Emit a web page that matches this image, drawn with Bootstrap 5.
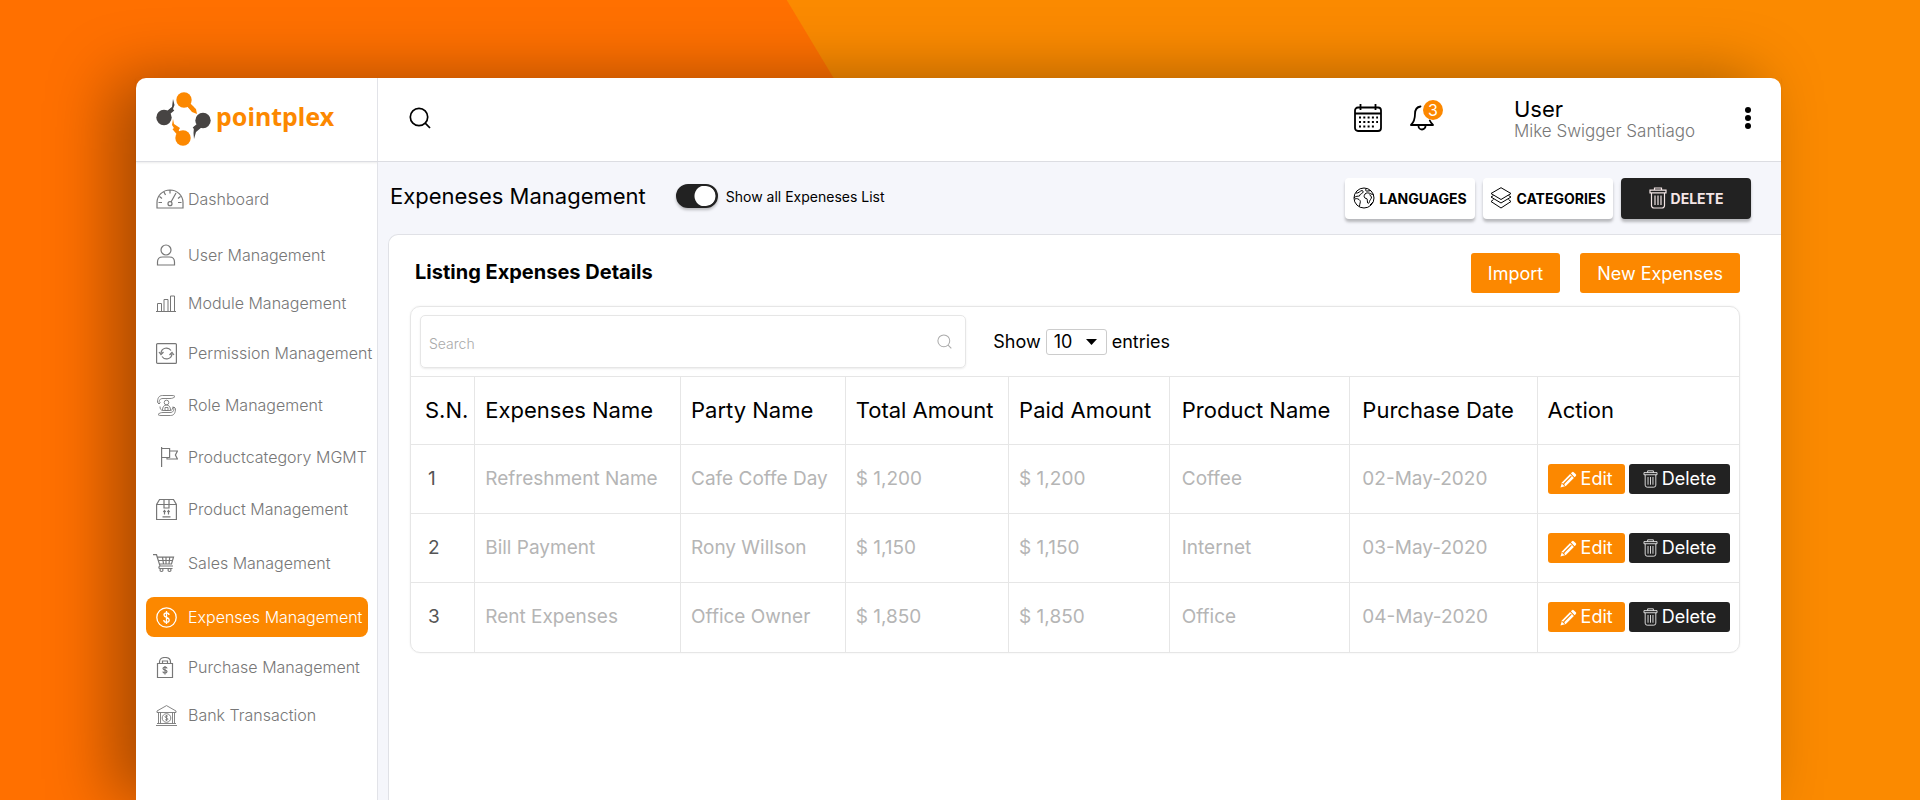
<!DOCTYPE html>
<html lang="en">
<head>
<meta charset="utf-8">
<meta name="viewport" content="width=device-width, initial-scale=1">
<title>pointplex – Expenses Management</title>
<link href="https://cdn.jsdelivr.net/npm/bootstrap@5.3.0/dist/css/bootstrap.min.css" rel="stylesheet">
<style>
  :root { --brand: #fc8800; --ink: #222; --line: #e6e6e6; }
  body {
    font-family: Inter, "Open Sans", sans-serif;
    color: #000;
    padding: 78px 139px 0 136px;
    background: linear-gradient(59deg, #ff7000 calc(50% + 57px), #fb8a00 calc(50% + 58px));
    min-height: 100vh;
  }
  .window {
    min-height: calc(100vh - 78px);
    background: #fff;
    border-radius: 10px 10px 0 0;
    box-shadow: -24px 0 64px rgba(0, 0, 0, .35);
  }
  svg { fill: none; stroke: currentColor; flex: none; display: block; }
  .topbar { height: 84px; border-bottom: 1px solid #dcdde2; box-shadow: 0 1px 2px rgba(0, 0, 0, .08); }
  .topbar-main { padding: 0 30px 4px 31px; }
  .side-col { width: 242px; flex: none; border-right: 1px solid #e2e3e8; }
  .brand-link { padding: 0 0 2px 20px; color: var(--brand); text-decoration: none; }
  .brand-text { font: 700 25px/32px "Noto Sans", sans-serif; color: var(--brand); padding-bottom: 6px; }
  .icon-btn { background: none; border: 0; padding: 0; color: #000; position: relative; }
  .bell { margin: 0 80px 0 28px; }
  .count { position: absolute; top: -5px; right: -9px; width: 20px; height: 20px; border-radius: 50%;
    background: var(--brand); color: #fff; font-size: 16px; line-height: 20px; text-align: center; }
  .user { width: 231px; padding-top: 3px; }
  .user-name { font-size: 22px; line-height: 24px; }
  .user-full { font-size: 17px; line-height: 20px; color: #777; font-weight: 300; }

  .side-menu { padding: 17px 9px 0 10px; }
  .side-menu a { display: flex; align-items: center; height: 40px; padding-left: 10px; border-radius: 8px;
    color: #777; font-size: 16px; font-weight: 300; text-decoration: none; white-space: nowrap; }
  .side-menu a.active { background: var(--brand); color: #fff; }
  .side-menu .slot { width: 32px; flex: none; }
  .gap-a { margin-top: 8px; } .gap-b { margin-top: 10px; } .gap-c { margin-top: 12px; }
  .gap-d { margin-top: 14px; } .gap-e { margin-top: 16px; }

  .main-col { background: #f5f6fb; min-width: 0; }
  .toolbar { height: 72px; padding: 0 30px 0 12px; }
  .toolbar h1 { font-size: 22px; line-height: 28px; font-weight: 400; margin: 0 30px 4px 0; }
  .toggle.form-check-input { width: 42px; height: 24px; margin: 0; border: 2px solid var(--ink); background-color: var(--ink);
    background-image: radial-gradient(circle, #fff 10px, transparent 11px); background-size: 22px 22px;
    background-position: right center; box-shadow: 0 2px 3px rgba(0, 0, 0, .25); }
  .toggle-label { font-size: 14px; }
  .tool { width: 130px; height: 41px; font-size: 14px; font-weight: 700; padding: 0; border: 0; border-radius: 4px;
    background: #fff; color: #000; box-shadow: 0 3px 3px rgba(0, 0, 0, .25); }
  .tool-dark { background: var(--ink); color: #f4e6e6; }

  .panel { margin-left: 10px; padding: 18px 41px 18px 21px; background: #fff; border: solid #e0e1e6; border-width: 1px 0 0 1px;
    border-radius: 10px 0 0 0; }
  .panel h2 { font-size: 20px; line-height: 24px; font-weight: 700; margin: 0 0 2px 5px; }
  .btn-brand { height: 40px; padding: 0 17px; border: 0; border-radius: 3px; background: var(--brand); color: #fff; font-size: 18px; }
  .panel-actions { gap: 20px; }
  .list-box { margin-top: 13px; border: 1px solid var(--line); border-radius: 10px; box-shadow: 0 0 2px rgba(0, 0, 0, .08); }
  .filters { padding: 8px 9px; }
  .search-box { width: 41.7%; height: 53px; padding: 0 13px 0 8px; border: 1px solid var(--line); border-radius: 5px;
    box-shadow: 0 1px 2px rgba(0, 0, 0, .08); color: #aaa; }
  .search-box input { border: 0; outline: 0; background: none; font-size: 14px; font-weight: 300; height: 40px; padding: 3px 0 0; color: #444; }
  .search-box input::placeholder { color: #aaa; }
  .entries { font-size: 18px; margin-left: 27px; gap: 5px; }
  .entries .form-select { width: 61px; height: 26px; padding: 0 0 0 7px; border: 1px solid #ccc; border-radius: 3px; font-size: 18px;
    line-height: 24px; color: #000; background-position: right 9px center; background-size: 11px 6px;
    background-image: url("data:image/svg+xml,%3csvg xmlns='http://www.w3.org/2000/svg' viewBox='0 0 11 6'%3e%3cpath d='M0 0h11L5.500 6z'/%3e%3c/svg%3e"); }

  .grid-table { table-layout: fixed; margin: 0; --bs-table-bg: transparent; }
  .grid-table tr > * { height: 69px; padding: 0 0 0 12px; vertical-align: middle; white-space: nowrap;
    border: solid var(--line); border-width: 1px 0 0 1px; }
  .grid-table tr > :first-child { border-left: 0; padding-left: 14px; }
  .grid-table tr > :nth-child(n+2):nth-child(-n+5) { padding-left: 10px; }
  .grid-table tr > :last-child { padding-left: 10px; }
  .grid-table tr > th { height: 68px; font-size: 22px; font-weight: 400; color: #000; }
  .grid-table td { font-size: 19px; color: #b5b5b5; }
  .grid-table tbody tr > :first-child { color: #555; padding-left: 17px; }
  .c1 { width: 4.8% } .c2 { width: 15.5% } .c3 { width: 12.4% } .c4 { width: 12.3% }
  .c5 { width: 12.1% } .c6 { width: 13.6% } .c7 { width: 14.1% } .c8 { width: 15.2% }
  .act { height: 30px; padding: 0 12px; border: 0; border-radius: 3px; color: #fff; font-size: 18px; line-height: 30px; }
  .act-edit { background: var(--brand); }
  .act-del { background: var(--ink); padding: 0 14px; }
</style>
</head>
<body>

<svg width="0" height="0" class="position-absolute" aria-hidden="true">
  <symbol id="i-search" viewBox="0 0 22 22"><circle cx="10" cy="10" r="8.700"/><path d="M16.200 16.200 21 21"/></symbol>
  <symbol id="i-trash" viewBox="0 0 18 22">
    <path d="M2.500 6v12.500a2.500 2.500 0 0 0 2.500 2.500h8a2.500 2.500 0 0 0 2.500-2.500V6M1 3.200h16v2.600H1zM5.500 3V1h7v2M6 8.500v9.500M9 8.500v9.500M12 8.500v9.500"/>
  </symbol>
  <symbol id="i-pencil" viewBox="0 0 18 18">
    <path fill="currentColor" stroke="none" d="M12.800 1.200a1.200 1.200 0 0 1 1.700 0l2.300 2.300a1.200 1.200 0 0 1 0 1.700l-1.300 1.300-4-4z"/>
    <path fill="currentColor" stroke="none" d="m10.700 3.300 4 4-8.500 8.500L.500 17.500l1.700-5.700z"/>
    <path stroke="#fc8800" stroke-width="1.200" d="m12 5.500-8 8M2.500 13l2.500 2.500"/>
  </symbol>
</svg>

<div class="window d-flex flex-column">
  <header class="topbar d-flex">
    <div class="side-col d-flex">
      <a href="#" class="brand-link d-flex align-items-center" aria-label="pointplex">
        <svg width="56" height="54" viewBox="0 0 56 54">
          <g stroke="none">
            <g fill="#474443"><circle cx="8" cy="25.500" r="7.700"/><path d="m11 19 5-4 1-8 1.500 6-1.500 4-4 5zM38 35l5-3 3 3-6 5-2 7-.500-6z"/><circle cx="47" cy="28.500" r="7.700"/></g>
            <g fill="#fc8800"><circle cx="28" cy="8" r="7.700"/><path d="m33 11 7 6 1 5-5-2-6-7zM17 27l1 5 6 4-3 5-5-8z"/><circle cx="27" cy="46" r="7.700"/></g>
            <g stroke="#474443" stroke-width="4"><path d="m11 22 6-5M44 32l-6 5"/></g>
            <g stroke="#fc8800" stroke-width="4"><path d="m31 11 6 6M24 43l-6-7"/></g>
          </g>
        </svg>
        <span class="brand-text ms-1">pointplex</span>
      </a>
    </div>
    <div class="topbar-main flex-grow-1 d-flex align-items-center">
      <button type="button" class="icon-btn" aria-label="Search"><svg width="22" height="22" stroke-width="1.700"><use href="#i-search"/></svg></button>
      <button type="button" class="icon-btn ms-auto" aria-label="Calendar">
        <svg width="28" height="28" viewBox="0 0 28 28" stroke-width="1.800"><rect x="1" y="3.500" width="26" height="23.500" rx="3"/><path d="M1 9.500h26M6.500 0v6M21.500 0v6"/><path stroke-width="2" stroke-dasharray="2 2.300" d="M5 13.500h19M5 18h19M5 22.500h15"/></svg>
      </button>
      <button type="button" class="icon-btn bell" aria-label="Notifications, 3 new">
        <svg width="24" height="26" viewBox="0 0 24 26" stroke-width="1.800" stroke-linecap="round" stroke-linejoin="round"><path d="M10.500 1.500C7 2 5 5 5 9c0 6-1.500 8.500-4 11h22c-1.500-1.500-2.500-2.800-3.200-4.500M8.500 21a3.500 3.500 0 0 0 7 0"/></svg>
        <span class="count">3</span>
      </button>
      <div class="user">
        <div class="user-name">User</div>
        <div class="user-full">Mike Swigger Santiago</div>
      </div>
      <button type="button" class="icon-btn" aria-label="More">
        <svg width="6" height="22" viewBox="0 0 6 22"><g fill="#000" stroke="none"><circle cx="3" cy="3" r="3"/><circle cx="3" cy="11" r="3"/><circle cx="3" cy="19" r="3"/></g></svg>
      </button>
    </div>
  </header>

  <div class="d-flex flex-grow-1">
    <nav class="side-col" aria-label="Main">
      <ul class="side-menu list-unstyled mb-0">
        <li><a href="#"><span class="slot"><svg width="28" height="20" viewBox="0 0 28 20" stroke-width="1.200"><path d="M1 19v-5.500a13 12.500 0 0 1 26 0V19zM14 1v3.500M8 3l1.500 3M3.500 7.500l2.500 2M2.500 13.500h3.500M22 13.500h3.500M24.500 7.500l-2.500 2M20 4l-5 9"/><circle cx="14" cy="14.700" r="2"/></svg></span>Dashboard</a></li>
        <li class="gap-e"><a href="#"><span class="slot"><svg width="20" height="22" viewBox="0 0 20 22" stroke-width="1.200"><circle cx="10" cy="6" r="5"/><path d="M1.500 21v-3c0-3 2-5 5-5h7c3 0 5 2 5 5v3z"/></svg></span>User Management</a></li>
        <li class="gap-a"><a href="#"><span class="slot"><svg width="20" height="17" viewBox="0 0 20 17"><path d="M0 16.500h20M1.500 16V8.500h4V16M8 16V4.500h4V16M14.500 16V1h4v15"/></svg></span>Module Management</a></li>
        <li class="gap-b"><a href="#"><span class="slot"><svg width="21" height="21" viewBox="0 0 21 21" stroke-width="1.200"><rect x=".600" y=".600" width="19.800" height="19.800" rx="1"/><path d="M5 10a5.500 5.500 0 0 1 10-2.500M16 11a5.500 5.500 0 0 1-10 2.500M3 9l2 2.500L7.500 9M18 12l-2-2.500L13.500 12"/></svg></span>Permission Management</a></li>
        <li class="gap-c"><a href="#"><span class="slot"><svg width="21" height="21" viewBox="0 0 21 21" stroke-width=".900"><path d="M1.500 7.500 3 9l1.500-1.500M3 9C3 5 4 3.500 7 3.500h7c2 0 3.500-.500 5-2-1-.800-1.500-1-3-1H6.500C3 .500 1.500 3 1.500 7.500M19.500 13.500 18 12l-1.500 1.500M18 12c0 4-1 5.500-4 5.500H7c-2 0-3.500.500-5 2 1 .800 1.500 1 3 1h9.500c3.500 0 5-2.500 5-7"/><circle cx="10.500" cy="7.500" r="2.300"/><path d="M6.500 15c0-3 1.500-5 4-5s4 2 4 5M4 11.500c0 2.500 1 4 3 4h7c2 0 3-1.500 3-4M9 12.500h3v3H9z"/></svg></span>Role Management</a></li>
        <li class="gap-c"><a href="#"><span class="slot"><svg width="22" height="20" viewBox="0 0 22 20" stroke-width="1.200"><path d="M5.600 0v20M5.600 1.500h8v9h-8M13.600 4h7.800l-2 4 2 4H11v-1.500"/></svg></span>Productcategory MGMT</a></li>
        <li class="gap-c"><a href="#"><span class="slot"><svg width="21" height="21" viewBox="0 0 21 21" stroke-width="1.200"><path d="M.600 5.500v15h19.800v-15l-3-5H3.600zM.600 5.500h19.800M8 .500v8.500h5V.500M6.500 17.800h8M8.500 15.500v-4M12.500 15.500v-4M7.300 13l1.200-1.500L9.700 13M11.300 13l1.200-1.500 1.200 1.500"/></svg></span>Product Management</a></li>
        <li class="gap-d"><a href="#"><span class="slot"><svg width="21" height="18" viewBox="0 0 21 18" overflow="visible" stroke-width="1.200"><path d="M-3 .700h3.500L4 12h13M1.300 3.200h16.200L15.500 10H3.500M2.500 6.500h14M6.500 3.200 7.500 10M10 3.200V10M13.700 3.200 13 10M4 12c-1.500.500-1.500 2.500 0 2.500h12.500"/><circle cx="5.500" cy="16" r="1.500"/><circle cx="13.500" cy="16" r="1.500"/></svg></span>Sales Management</a></li>
        <li class="gap-d"><a href="#" class="active" aria-current="page"><span class="slot"><svg width="21" height="21" viewBox="0 0 21 21" stroke-width="1.300"><circle cx="10.500" cy="10.500" r="9.700"/><path d="M13 8c0-1.300-1-2.200-2.500-2.200S8 6.600 8 8c0 3 5.200 1.800 5.200 5 0 1.400-1.100 2.300-2.700 2.300S7.800 14.300 7.800 13M10.500 4v13"/></svg></span>Expenses Management</a></li>
        <li class="gap-b"><a href="#"><span class="slot"><svg width="18" height="21" viewBox="0 0 18 21" stroke-width="1.200"><path d="M1.500 6.500h15v14h-15zM3.500 6.500V5c0-3 2-4.500 5.500-4.500s5.500 1.500 5.500 4.500v1.500M6.500 6.500V4h5v2.500M11 11.500c0-1-1-1.400-2-1.400s-2 .5-2 1.500c0 2 4 1 4 3 0 1-1 1.500-2 1.500s-2-.5-2-1.500M9 9v8.500"/></svg></span>Purchase Management</a></li>
        <li class="gap-a"><a href="#"><span class="slot"><svg width="21" height="21" viewBox="0 0 21 21" stroke-width=".900"><path d="M1 6 10.500.600 20 6v1.500H1zM0 20.500h21M1 18.500h19M2.500 7.500v11M4.500 7.500v11M16.500 7.500v11M18.500 7.500v11"/><circle cx="10.500" cy="13" r="4.300"/><path d="M12 11.500c-.500-1-3-1-3 .200 0 1.500 3 .900 3 2.400 0 1.300-2.500 1.300-3 .200M10.500 10v6"/></svg></span>Bank Transaction</a></li>
      </ul>
    </nav>

    <main class="main-col flex-grow-1 d-flex flex-column">
      <div class="toolbar d-flex align-items-center">
        <h1>Expeneses Management</h1>
        <div class="form-check form-switch d-flex align-items-center gap-2 p-0 mb-1">
          <input class="form-check-input toggle" type="checkbox" role="switch" id="showAll" checked>
          <label class="toggle-label" for="showAll">Show all Expeneses List</label>
        </div>
        <div class="d-flex gap-2 ms-auto">
          <button type="button" class="btn tool d-flex align-items-center justify-content-center gap-1">
            <svg width="22" height="22" viewBox="0 0 22 22"><circle cx="11" cy="11" r="10"/><path d="M3 6c3 .500 3.500-2 6-2.500 1 0 1.500 1.500.500 2.500-1.500 1-3 1.500-3 3-1.500.500-3.500-.500-5.500 2M2 12c1.500-1 4 0 5 1.500 1 1.500-.500 3-.500 6M13 2c-1 1.500 0 2.500 2 2l3-.500M12 7c1-1.500 4-1.500 6 0l2.500.500M12 7c-1.500 2-1 4 1 4.500 2 0 1 2 1.500 3.500 0 2 1.500 2 2-.500.500-2 2-2.500 2-4.500l-2-2.500M17 18l3-3"/></svg>LANGUAGES</button>
          <button type="button" class="btn tool d-flex align-items-center justify-content-center gap-1">
            <svg width="22" height="22" viewBox="0 0 22 22" stroke-linejoin="round"><path d="M11 .700 21 6.500 11 12.500 1 6.500zM3.500 8.500 1 10l10 6 10-6-2.500-1.500M3.500 12.500 1 14.500l10 6.500 10-6.500-2.500-2"/></svg>CATEGORIES</button>
          <button type="button" class="btn tool tool-dark d-flex align-items-center justify-content-center gap-1">
            <svg width="18" height="22" stroke-width="1.200"><use href="#i-trash"/></svg>DELETE</button>
        </div>
      </div>

      <section class="panel flex-grow-1">
        <div class="d-flex align-items-center justify-content-between">
          <h2>Listing Expenses Details</h2>
          <div class="panel-actions d-flex">
            <button type="button" class="btn btn-brand">Import</button>
            <button type="button" class="btn btn-brand">New Expenses</button>
          </div>
        </div>

        <div class="list-box">
          <div class="filters d-flex align-items-center">
            <div class="search-box d-flex align-items-center">
              <input type="search" class="flex-grow-1" placeholder="Search" aria-label="Search expenses">
              <svg width="15" height="15" stroke-width="1.500"><use href="#i-search"/></svg>
            </div>
            <div class="entries d-flex align-items-center">
              <label for="pageSize">Show</label>
              <select id="pageSize" class="form-select"><option>10</option><option>25</option><option>50</option></select>
              <span>entries</span>
            </div>
          </div>
          <table class="table grid-table">
            <colgroup><col class="c1"><col class="c2"><col class="c3"><col class="c4"><col class="c5"><col class="c6"><col class="c7"><col class="c8"></colgroup>
            <thead>
              <tr><th scope="col">S.N.</th><th scope="col">Expenses Name</th><th scope="col">Party Name</th><th scope="col">Total Amount</th><th scope="col">Paid Amount</th><th scope="col">Product Name</th><th scope="col">Purchase Date</th><th scope="col">Action</th></tr>
            </thead>
            <tbody>
              <tr><td>1</td><td>Refreshment Name</td><td>Cafe Coffe Day</td><td>$ 1,200</td><td>$ 1,200</td><td>Coffee</td><td>02-May-2020</td>
                <td><div class="d-flex gap-1"><button type="button" class="btn act act-edit d-flex align-items-center gap-1"><svg width="17" height="17"><use href="#i-pencil"/></svg>Edit</button><button type="button" class="btn act act-del d-flex align-items-center gap-1"><svg width="15" height="18"><use href="#i-trash"/></svg>Delete</button></div></td></tr>
              <tr><td>2</td><td>Bill Payment</td><td>Rony Willson</td><td>$ 1,150</td><td>$ 1,150</td><td>Internet</td><td>03-May-2020</td>
                <td><div class="d-flex gap-1"><button type="button" class="btn act act-edit d-flex align-items-center gap-1"><svg width="17" height="17"><use href="#i-pencil"/></svg>Edit</button><button type="button" class="btn act act-del d-flex align-items-center gap-1"><svg width="15" height="18"><use href="#i-trash"/></svg>Delete</button></div></td></tr>
              <tr><td>3</td><td>Rent Expenses</td><td>Office Owner</td><td>$ 1,850</td><td>$ 1,850</td><td>Office</td><td>04-May-2020</td>
                <td><div class="d-flex gap-1"><button type="button" class="btn act act-edit d-flex align-items-center gap-1"><svg width="17" height="17"><use href="#i-pencil"/></svg>Edit</button><button type="button" class="btn act act-del d-flex align-items-center gap-1"><svg width="15" height="18"><use href="#i-trash"/></svg>Delete</button></div></td></tr>
            </tbody>
          </table>
        </div>
      </section>
    </main>
  </div>
</div>

<script src="https://cdn.jsdelivr.net/npm/bootstrap@5.3.0/dist/js/bootstrap.bundle.min.js"></script>
</body>
</html>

────────

- Exercise aim:
Collect every line above that contains the word "image".

- Correct output:
Emit a web page that matches this image, drawn with Bootstrap 5.
    background-image: radial-gradient(circle, #fff 10px, transparent 11px); background-size: 22px 22px;
    background-image: url("data:image/svg+xml,%3csvg xmlns='http://www.w3.org/2000/svg' viewBox='0 0 11 6'%3e%3cpath d='M0 0h11L5.500 6z'/%3e%3c/svg%3e"); }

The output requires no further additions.